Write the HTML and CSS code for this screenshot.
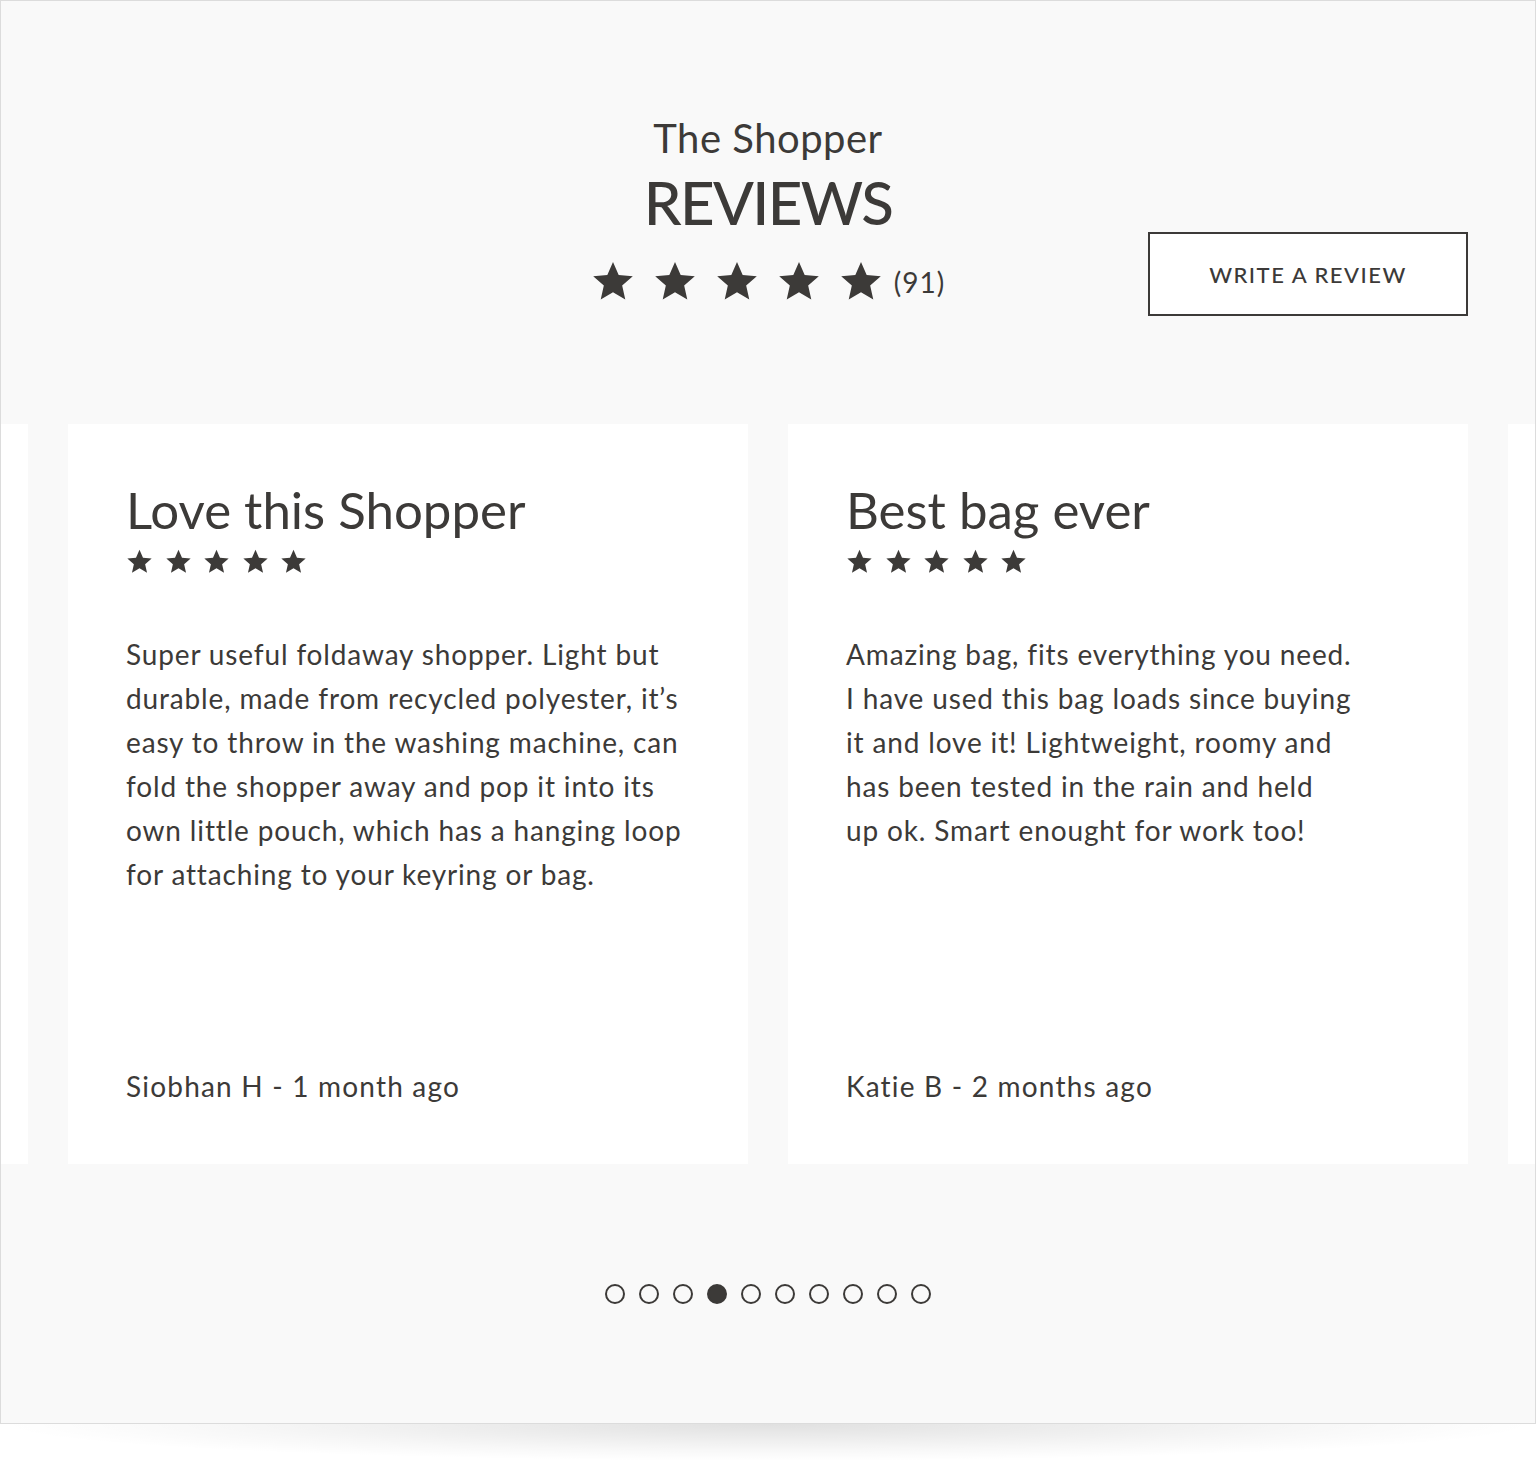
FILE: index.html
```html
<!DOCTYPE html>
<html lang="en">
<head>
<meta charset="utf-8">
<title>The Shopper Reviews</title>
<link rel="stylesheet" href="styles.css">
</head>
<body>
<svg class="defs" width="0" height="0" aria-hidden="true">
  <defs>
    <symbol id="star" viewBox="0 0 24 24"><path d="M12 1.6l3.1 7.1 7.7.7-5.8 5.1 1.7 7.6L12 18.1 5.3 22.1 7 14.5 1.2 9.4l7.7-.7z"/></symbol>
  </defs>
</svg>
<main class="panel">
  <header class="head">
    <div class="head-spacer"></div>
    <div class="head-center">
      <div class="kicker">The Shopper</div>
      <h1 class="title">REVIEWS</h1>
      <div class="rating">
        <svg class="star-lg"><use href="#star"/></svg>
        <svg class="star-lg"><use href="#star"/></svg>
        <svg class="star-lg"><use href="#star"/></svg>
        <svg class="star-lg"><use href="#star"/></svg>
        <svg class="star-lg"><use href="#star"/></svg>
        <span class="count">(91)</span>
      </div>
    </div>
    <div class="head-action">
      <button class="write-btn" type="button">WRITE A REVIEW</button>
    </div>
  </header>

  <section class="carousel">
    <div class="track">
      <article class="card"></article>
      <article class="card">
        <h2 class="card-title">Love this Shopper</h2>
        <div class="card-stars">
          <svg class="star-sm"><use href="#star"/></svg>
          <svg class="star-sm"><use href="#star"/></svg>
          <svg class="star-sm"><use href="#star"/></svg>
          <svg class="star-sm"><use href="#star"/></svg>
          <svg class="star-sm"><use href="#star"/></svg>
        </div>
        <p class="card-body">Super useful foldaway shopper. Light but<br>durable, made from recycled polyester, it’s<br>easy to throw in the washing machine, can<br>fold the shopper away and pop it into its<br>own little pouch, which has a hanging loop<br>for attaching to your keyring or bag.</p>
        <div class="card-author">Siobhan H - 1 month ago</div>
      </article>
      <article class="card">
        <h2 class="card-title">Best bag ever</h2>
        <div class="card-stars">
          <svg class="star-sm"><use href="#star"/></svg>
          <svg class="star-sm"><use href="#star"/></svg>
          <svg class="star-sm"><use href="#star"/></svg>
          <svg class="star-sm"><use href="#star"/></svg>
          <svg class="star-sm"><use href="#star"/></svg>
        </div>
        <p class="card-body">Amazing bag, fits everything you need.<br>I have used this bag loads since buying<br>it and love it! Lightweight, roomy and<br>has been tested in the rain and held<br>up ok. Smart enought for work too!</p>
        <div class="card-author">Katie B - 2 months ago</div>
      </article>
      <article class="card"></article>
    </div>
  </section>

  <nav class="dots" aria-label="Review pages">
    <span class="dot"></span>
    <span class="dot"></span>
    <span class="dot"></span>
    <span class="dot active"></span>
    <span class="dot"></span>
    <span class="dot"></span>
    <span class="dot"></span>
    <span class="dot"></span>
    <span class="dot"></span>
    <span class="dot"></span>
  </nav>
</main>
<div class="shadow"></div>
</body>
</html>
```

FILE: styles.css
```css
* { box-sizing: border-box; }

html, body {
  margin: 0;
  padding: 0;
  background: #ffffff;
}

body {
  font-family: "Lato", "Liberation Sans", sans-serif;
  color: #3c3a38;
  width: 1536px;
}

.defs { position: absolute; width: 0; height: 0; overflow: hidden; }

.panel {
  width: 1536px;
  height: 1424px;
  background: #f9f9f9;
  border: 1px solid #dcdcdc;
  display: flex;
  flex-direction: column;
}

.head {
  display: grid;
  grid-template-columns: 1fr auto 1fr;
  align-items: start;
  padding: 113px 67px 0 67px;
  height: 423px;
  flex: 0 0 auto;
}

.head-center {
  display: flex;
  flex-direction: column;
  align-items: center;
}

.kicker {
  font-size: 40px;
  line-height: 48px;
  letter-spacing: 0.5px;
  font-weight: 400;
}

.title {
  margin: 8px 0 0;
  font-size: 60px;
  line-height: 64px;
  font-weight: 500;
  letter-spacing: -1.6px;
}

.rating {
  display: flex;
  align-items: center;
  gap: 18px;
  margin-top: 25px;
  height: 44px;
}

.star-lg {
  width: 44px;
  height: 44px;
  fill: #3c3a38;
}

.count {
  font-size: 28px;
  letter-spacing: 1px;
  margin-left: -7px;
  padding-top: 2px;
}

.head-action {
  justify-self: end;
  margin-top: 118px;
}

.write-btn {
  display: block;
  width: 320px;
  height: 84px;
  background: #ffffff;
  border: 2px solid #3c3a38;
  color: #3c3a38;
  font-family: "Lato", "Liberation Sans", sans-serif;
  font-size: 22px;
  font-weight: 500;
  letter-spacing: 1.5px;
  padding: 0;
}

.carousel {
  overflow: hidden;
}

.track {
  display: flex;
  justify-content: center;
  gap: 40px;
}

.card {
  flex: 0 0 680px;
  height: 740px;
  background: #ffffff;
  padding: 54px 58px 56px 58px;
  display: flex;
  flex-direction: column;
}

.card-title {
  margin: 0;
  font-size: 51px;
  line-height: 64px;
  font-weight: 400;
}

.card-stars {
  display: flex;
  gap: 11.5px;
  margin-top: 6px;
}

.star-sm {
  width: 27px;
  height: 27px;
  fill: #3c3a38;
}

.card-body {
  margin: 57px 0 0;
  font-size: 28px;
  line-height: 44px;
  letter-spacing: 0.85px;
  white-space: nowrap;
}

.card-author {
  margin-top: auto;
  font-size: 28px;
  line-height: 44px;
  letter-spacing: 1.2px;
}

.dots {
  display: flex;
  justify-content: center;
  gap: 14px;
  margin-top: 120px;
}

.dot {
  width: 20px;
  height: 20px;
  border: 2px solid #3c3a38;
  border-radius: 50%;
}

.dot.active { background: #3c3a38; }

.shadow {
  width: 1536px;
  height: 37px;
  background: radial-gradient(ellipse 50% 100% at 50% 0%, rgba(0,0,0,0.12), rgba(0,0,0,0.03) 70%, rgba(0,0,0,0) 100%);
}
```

────────────────

_What this task involves_:
Write the listing out a second time exactly, dropping all images.

_Task solution_:
Write the HTML and CSS code for this screenshot.
FILE: index.html
```html
<!DOCTYPE html>
<html lang="en">
<head>
<meta charset="utf-8">
<title>The Shopper Reviews</title>
<link rel="stylesheet" href="styles.css">
</head>
<body>
<svg class="defs" width="0" height="0" aria-hidden="true">
  <defs>
    <symbol id="star" viewBox="0 0 24 24"><path d="M12 1.6l3.1 7.1 7.7.7-5.8 5.1 1.7 7.6L12 18.1 5.3 22.1 7 14.5 1.2 9.4l7.7-.7z"/></symbol>
  </defs>
</svg>
<main class="panel">
  <header class="head">
    <div class="head-spacer"></div>
    <div class="head-center">
      <div class="kicker">The Shopper</div>
      <h1 class="title">REVIEWS</h1>
      <div class="rating">
        <svg class="star-lg"><use href="#star"/></svg>
        <svg class="star-lg"><use href="#star"/></svg>
        <svg class="star-lg"><use href="#star"/></svg>
        <svg class="star-lg"><use href="#star"/></svg>
        <svg class="star-lg"><use href="#star"/></svg>
        <span class="count">(91)</span>
      </div>
    </div>
    <div class="head-action">
      <button class="write-btn" type="button">WRITE A REVIEW</button>
    </div>
  </header>

  <section class="carousel">
    <div class="track">
      <article class="card"></article>
      <article class="card">
        <h2 class="card-title">Love this Shopper</h2>
        <div class="card-stars">
          <svg class="star-sm"><use href="#star"/></svg>
          <svg class="star-sm"><use href="#star"/></svg>
          <svg class="star-sm"><use href="#star"/></svg>
          <svg class="star-sm"><use href="#star"/></svg>
          <svg class="star-sm"><use href="#star"/></svg>
        </div>
        <p class="card-body">Super useful foldaway shopper. Light but<br>durable, made from recycled polyester, it’s<br>easy to throw in the washing machine, can<br>fold the shopper away and pop it into its<br>own little pouch, which has a hanging loop<br>for attaching to your keyring or bag.</p>
        <div class="card-author">Siobhan H - 1 month ago</div>
      </article>
      <article class="card">
        <h2 class="card-title">Best bag ever</h2>
        <div class="card-stars">
          <svg class="star-sm"><use href="#star"/></svg>
          <svg class="star-sm"><use href="#star"/></svg>
          <svg class="star-sm"><use href="#star"/></svg>
          <svg class="star-sm"><use href="#star"/></svg>
          <svg class="star-sm"><use href="#star"/></svg>
        </div>
        <p class="card-body">Amazing bag, fits everything you need.<br>I have used this bag loads since buying<br>it and love it! Lightweight, roomy and<br>has been tested in the rain and held<br>up ok. Smart enought for work too!</p>
        <div class="card-author">Katie B - 2 months ago</div>
      </article>
      <article class="card"></article>
    </div>
  </section>

  <nav class="dots" aria-label="Review pages">
    <span class="dot"></span>
    <span class="dot"></span>
    <span class="dot"></span>
    <span class="dot active"></span>
    <span class="dot"></span>
    <span class="dot"></span>
    <span class="dot"></span>
    <span class="dot"></span>
    <span class="dot"></span>
    <span class="dot"></span>
  </nav>
</main>
<div class="shadow"></div>
</body>
</html>
```

FILE: styles.css
```css
* { box-sizing: border-box; }

html, body {
  margin: 0;
  padding: 0;
  background: #ffffff;
}

body {
  font-family: "Lato", "Liberation Sans", sans-serif;
  color: #3c3a38;
  width: 1536px;
}

.defs { position: absolute; width: 0; height: 0; overflow: hidden; }

.panel {
  width: 1536px;
  height: 1424px;
  background: #f9f9f9;
  border: 1px solid #dcdcdc;
  display: flex;
  flex-direction: column;
}

.head {
  display: grid;
  grid-template-columns: 1fr auto 1fr;
  align-items: start;
  padding: 113px 67px 0 67px;
  height: 423px;
  flex: 0 0 auto;
}

.head-center {
  display: flex;
  flex-direction: column;
  align-items: center;
}

.kicker {
  font-size: 40px;
  line-height: 48px;
  letter-spacing: 0.5px;
  font-weight: 400;
}

.title {
  margin: 8px 0 0;
  font-size: 60px;
  line-height: 64px;
  font-weight: 500;
  letter-spacing: -1.6px;
}

.rating {
  display: flex;
  align-items: center;
  gap: 18px;
  margin-top: 25px;
  height: 44px;
}

.star-lg {
  width: 44px;
  height: 44px;
  fill: #3c3a38;
}

.count {
  font-size: 28px;
  letter-spacing: 1px;
  margin-left: -7px;
  padding-top: 2px;
}

.head-action {
  justify-self: end;
  margin-top: 118px;
}

.write-btn {
  display: block;
  width: 320px;
  height: 84px;
  background: #ffffff;
  border: 2px solid #3c3a38;
  color: #3c3a38;
  font-family: "Lato", "Liberation Sans", sans-serif;
  font-size: 22px;
  font-weight: 500;
  letter-spacing: 1.5px;
  padding: 0;
}

.carousel {
  overflow: hidden;
}

.track {
  display: flex;
  justify-content: center;
  gap: 40px;
}

.card {
  flex: 0 0 680px;
  height: 740px;
  background: #ffffff;
  padding: 54px 58px 56px 58px;
  display: flex;
  flex-direction: column;
}

.card-title {
  margin: 0;
  font-size: 51px;
  line-height: 64px;
  font-weight: 400;
}

.card-stars {
  display: flex;
  gap: 11.5px;
  margin-top: 6px;
}

.star-sm {
  width: 27px;
  height: 27px;
  fill: #3c3a38;
}

.card-body {
  margin: 57px 0 0;
  font-size: 28px;
  line-height: 44px;
  letter-spacing: 0.85px;
  white-space: nowrap;
}

.card-author {
  margin-top: auto;
  font-size: 28px;
  line-height: 44px;
  letter-spacing: 1.2px;
}

.dots {
  display: flex;
  justify-content: center;
  gap: 14px;
  margin-top: 120px;
}

.dot {
  width: 20px;
  height: 20px;
  border: 2px solid #3c3a38;
  border-radius: 50%;
}

.dot.active { background: #3c3a38; }

.shadow {
  width: 1536px;
  height: 37px;
  background: radial-gradient(ellipse 50% 100% at 50% 0%, rgba(0,0,0,0.12), rgba(0,0,0,0.03) 70%, rgba(0,0,0,0) 100%);
}
```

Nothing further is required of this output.